Entretanto, na noite deste domingo, Kiev e Moscovo acusaram-se mutuamente de um incêndio na central nuclear de Zaporizhzhia, no sul da Ucrânia. Mas ambos os lados, assim como a agência nuclear da ONU, descartaram a possibilidade de um incidente nuclear.
O presidente ucraniano, Volodymyr Zelensky, culpou a Rússia por um incêndio na torre de refrigeração da central nuclear de Zaporizhzhia, que as autoridades russas disseram ter sido causado por bombardeamentos ucranianos. Zelensky afirmou nas redes sociais que "os ocupantes russos iniciaram um incêndio" na central.

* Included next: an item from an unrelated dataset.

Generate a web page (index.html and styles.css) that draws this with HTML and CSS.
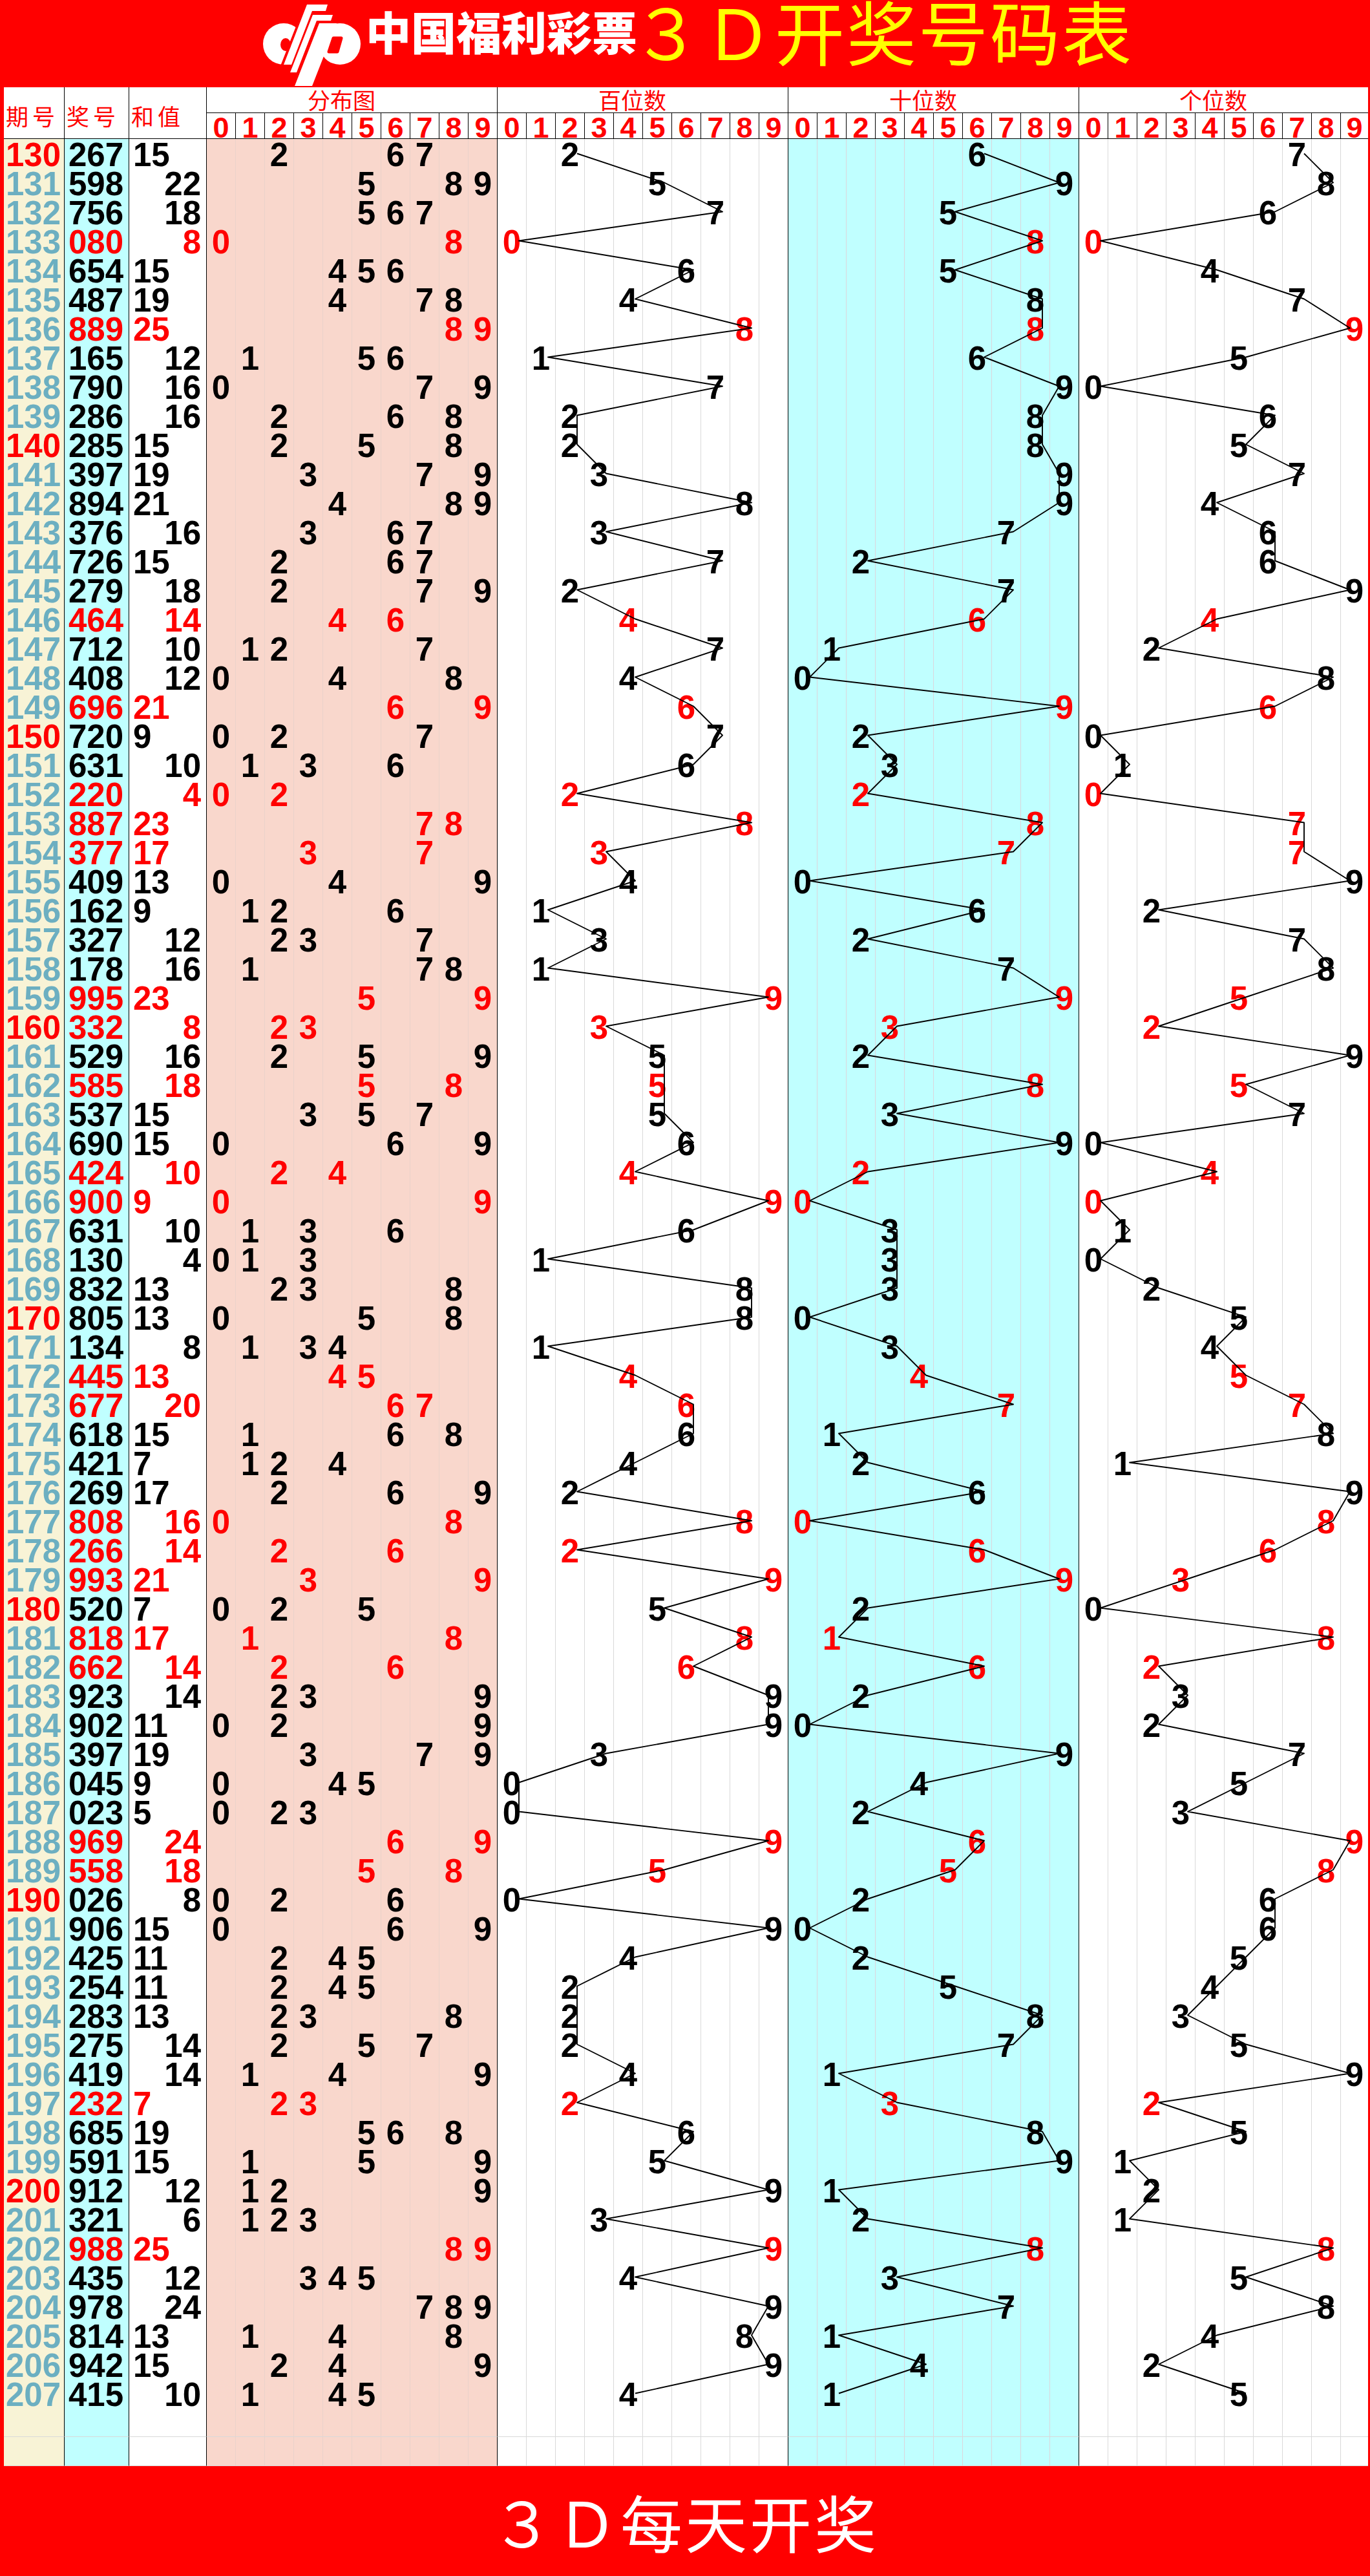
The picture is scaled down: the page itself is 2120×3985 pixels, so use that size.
FILE: index.html
```html
<!DOCTYPE html>
<html lang="zh-CN">
<head>
<meta charset="utf-8">
<title>3D开奖号码表</title>
<link rel="stylesheet" href="styles.css">
</head>
<body>
<header class="banner">
  <svg class="logo" viewBox="0 0 175 135" width="175" height="135" aria-hidden="true">
    <defs>
      <clipPath id="cclip"><polygon points="0,0 79,0 26,135 0,135"/></clipPath>
    </defs>
    <g fill="#fff">
      <circle cx="44" cy="68" r="32" clip-path="url(#cclip)"/>
      <polygon points="80,7 112,7 109,17 88,17 56,100 44,100"/>
      <polygon points="89,23 120,23 117,32 95,32 64,112 54,112"/>
      <circle cx="131" cy="68" r="32"/>
      <polygon points="99,36 126,36 88,133 61,133"/>
    </g>
    <ellipse cx="47" cy="69" rx="8" ry="10" fill="#f00"/>
    <path d="M121 59 L133 59 L127 80 L114 80 Z" fill="#f00" stroke="#f00" stroke-width="5" stroke-linejoin="round"/>
  </svg>
  <span class="brand">中国福利彩票</span>
  <h1 class="title">３Ｄ开奖号码表</h1>
</header>

<main class="sheet">
  <div class="thead">
    <div class="lab">期号</div>
    <div class="lab">奖号</div>
    <div class="lab">和值</div>
    <div class="grp">分布图</div>
    <div class="grp">百位数</div>
    <div class="grp">十位数</div>
    <div class="grp last">个位数</div>

    <div class="hd">0</div><div class="hd">1</div><div class="hd">2</div><div class="hd">3</div><div class="hd">4</div>
    <div class="hd">5</div><div class="hd">6</div><div class="hd">7</div><div class="hd">8</div><div class="hd">9</div>

    <div class="hd">0</div><div class="hd">1</div><div class="hd">2</div><div class="hd">3</div><div class="hd">4</div>
    <div class="hd">5</div><div class="hd">6</div><div class="hd">7</div><div class="hd">8</div><div class="hd">9</div>

    <div class="hd">0</div><div class="hd">1</div><div class="hd">2</div><div class="hd">3</div><div class="hd">4</div>
    <div class="hd">5</div><div class="hd">6</div><div class="hd">7</div><div class="hd">8</div><div class="hd">9</div>

    <div class="hd">0</div><div class="hd">1</div><div class="hd">2</div><div class="hd">3</div><div class="hd">4</div>
    <div class="hd">5</div><div class="hd">6</div><div class="hd">7</div><div class="hd">8</div><div class="hd last">9</div>
  </div>
  <div class="tbody" id="tbody"></div>
</main>

<footer class="footer">３Ｄ每天开奖</footer>

<script src="script.js"></script>
</body>
</html>
```

FILE: styles.css
```css
* {
  box-sizing: border-box;
}

:root {
  --cols: 94px 100px 120px repeat(39, 45px) 42px;
  --digit-font: "Liberation Sans", Arial, sans-serif;
  --cjk-font: "Noto Sans CJK SC", "Noto Sans", sans-serif;
  --red: #ff0000;
  --cream: #f8f3d6;
  --cyan: #c0ffff;
  --pink: #f9d7cc;
  --teal: #6cafc1;
  --grid: #d9d9d9;
}

html,
body {
  margin: 0;
  padding: 0;
}

body {
  width: 2120px;
  background: var(--red);
  font-family: var(--cjk-font);
}

/* ---------- banner ---------- */
.banner {
  height: 135px;
  display: flex;
  align-items: flex-start;
  padding-left: 395px;
}

.logo {
  display: block;
  flex: none;
}

.brand {
  margin: 13px 0 0 -4px;
  color: #fff;
  font: 900 70px/1 var(--cjk-font);
  white-space: nowrap;
}

.title {
  margin: -8px 0 0 -9px;
  color: #ffff00;
  font: 400 108px/1 var(--cjk-font);
  letter-spacing: 3px;
  white-space: nowrap;
}

/* ---------- sheet ---------- */
.sheet {
  display: block;
  margin-left: 6px;
  width: 2111px;
  background: #fff;
}

.thead {
  display: grid;
  grid-template-columns: var(--cols);
  grid-template-rows: 40px 40px;
  background: #fff;
}

.lab {
  grid-row: span 2;
  display: flex;
  align-items: center;
  padding: 8px 0 0 3px;
  border-right: 1px solid #000;
  border-bottom: 1px solid #000;
  color: var(--red);
  font: 400 35px/1 var(--cjk-font);
  letter-spacing: 6px;
  white-space: nowrap;
}

.grp {
  grid-column: span 10;
  padding-right: 32px;
  border-right: 1px solid #000;
  border-bottom: 1px solid #000;
  color: var(--red);
  font: 400 35px/38px var(--cjk-font);
  text-align: center;
  white-space: nowrap;
}

.grp.last,
.hd.last {
  border-right: none;
}

.hd {
  border-right: 1px solid #000;
  border-bottom: 1px solid #000;
  color: var(--red);
  font: 700 45px/45px var(--digit-font);
  text-align: center;
}

/* ---------- rows ---------- */
.tbody {
  position: relative;
}

.row {
  display: grid;
  grid-template-columns: var(--cols);
  height: 45px;
  color: #000;
  font: 700 51px/49px var(--digit-font);
}

.row > div {
  border-bottom: 1px solid var(--grid);
  white-space: nowrap;
}

.per {
  padding-left: 3px;
  background: var(--cream);
  color: var(--teal);
  border-right: 1px solid #000;
}

.per.ten {
  color: var(--red);
}

.draw {
  padding-left: 6px;
  background: var(--cyan);
  border-right: 1px solid #000;
}

.sum {
  background: #fff;
  border-right: 1px solid #000;
}

.sum.odd {
  padding-left: 6px;
}

.sum.even {
  padding-right: 8px;
  text-align: right;
}

.c {
  text-align: center;
  border-right: 1px solid var(--grid);
}

.c.dist {
  background: var(--pink);
  border-right-color: #ead2ca;
}

.c.p0,
.c.p2 {
  background: #fff;
}

.c.p1 {
  background: var(--cyan);
  border-right-color: #dcd6dc;
}

.c.end {
  border-right-color: #000;
}

.c.p2.end {
  border-right: none;
}

.row.pair .draw,
.row.pair .sum,
.row.pair .c {
  color: var(--red);
}

/* ---------- trend lines ---------- */
.trend {
  position: absolute;
  left: 0;
  top: 0;
  overflow: visible;
  pointer-events: none;
}

.trend-line {
  fill: none;
  stroke: #000;
  stroke-width: 1.9;
  stroke-linejoin: round;
}

/* ---------- footer ---------- */
.footer {
  height: 170px;
  display: flex;
  align-items: center;
  justify-content: center;
  color: #fff;
  font: 400 96px/1 var(--cjk-font);
  letter-spacing: 4px;
}
```

FILE: script.js
```js
(function () {
  var draws = (
    "267 598 756 080 654 487 889 165 790 286 " +
    "285 397 894 376 726 279 464 712 408 696 " +
    "720 631 220 887 377 409 162 327 178 995 " +
    "332 529 585 537 690 424 900 631 130 832 " +
    "805 134 445 677 618 421 269 808 266 993 " +
    "520 818 662 923 902 397 045 023 969 558 " +
    "026 906 425 254 283 275 419 232 685 591 " +
    "912 321 988 435 978 814 942 415"
  ).split(" ");

  var FIRST = 130;
  var ROW_H = 45;
  var CELL_W = 45;
  var POS_X = 764;   /* left edge of the hundreds section */
  var SEC_W = 450;
  var BLANK_ROWS = 2;

  var tbody = document.getElementById("tbody");
  var frag = document.createDocumentFragment();

  function el(cls, text) {
    var d = document.createElement("div");
    d.className = cls;
    if (text !== undefined && text !== null && text !== "") {
      d.textContent = text;
    }
    return d;
  }

  function buildRow(draw, n) {
    var digits = draw ? draw.split("").map(Number) : null;
    var pair = digits ? (digits[0] === digits[1] || digits[1] === digits[2] || digits[0] === digits[2]) : false;
    var row = el("row" + (pair ? " pair" : ""));
    var sum = digits ? digits[0] + digits[1] + digits[2] : null;

    row.appendChild(el("per" + (n !== null && n % 10 === 0 ? " ten" : ""), n !== null ? String(n) : ""));
    row.appendChild(el("draw", draw || ""));
    row.appendChild(el("sum" + (sum !== null ? (sum % 2 ? " odd" : " even") : ""), sum !== null ? String(sum) : ""));

    var d;
    for (d = 0; d < 10; d++) {
      row.appendChild(el("c dist" + (d === 9 ? " end" : ""), digits && digits.indexOf(d) >= 0 ? String(d) : ""));
    }
    for (var p = 0; p < 3; p++) {
      for (d = 0; d < 10; d++) {
        row.appendChild(el("c p" + p + (d === 9 ? " end" : ""), digits && digits[p] === d ? String(d) : ""));
      }
    }
    return row;
  }

  draws.forEach(function (draw, i) {
    frag.appendChild(buildRow(draw, FIRST + i));
  });
  for (var b = 0; b < BLANK_ROWS; b++) {
    frag.appendChild(buildRow(null, null));
  }
  tbody.appendChild(frag);

  /* anchor of a digit inside its section (the joint sits at the digit's right side, 9 at its left) */
  function anchor(digit) {
    return digit === 9 ? 419 : digit * CELL_W + 33;
  }

  var NS = "http://www.w3.org/2000/svg";
  var h = (draws.length + BLANK_ROWS) * ROW_H;
  var svg = document.createElementNS(NS, "svg");
  svg.setAttribute("class", "trend");
  svg.setAttribute("width", "2111");
  svg.setAttribute("height", String(h));
  svg.setAttribute("viewBox", "0 0 2111 " + h);

  for (var p = 0; p < 3; p++) {
    var pts = draws.map(function (draw, i) {
      var digit = Number(draw.charAt(p));
      var x = POS_X + p * SEC_W + anchor(digit);
      var y = i * ROW_H + ROW_H / 2;
      return x + "," + y;
    }).join(" ");
    var line = document.createElementNS(NS, "polyline");
    line.setAttribute("class", "trend-line");
    line.setAttribute("points", pts);
    svg.appendChild(line);
  }
  tbody.appendChild(svg);
})();
```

"Não foi relatado nenhum impacto na segurança nuclear", disse a Agência Internacional de Energia Atômica (AIEA), que contou um grupo de especialistas no local. Em um comunicado posterior, a AIEA afirmou ter solicitado que uma equipe tivesse "acesso imediato à torre de refrigeração para avaliar os danos".
Já na manhã desta segunda-feira, o dirigente instalado por Moscovo, Vladimir Rogov, afirmou que o incêndio tinha sido "completamente apagado", numa publicação no Telegram.
Kiev e Moscovo também indicaram que não foi detectado nenhum aumento nos níveis de radiação junto à central, ocupada pelas tropas russas desde o início da sua ofensiva militar.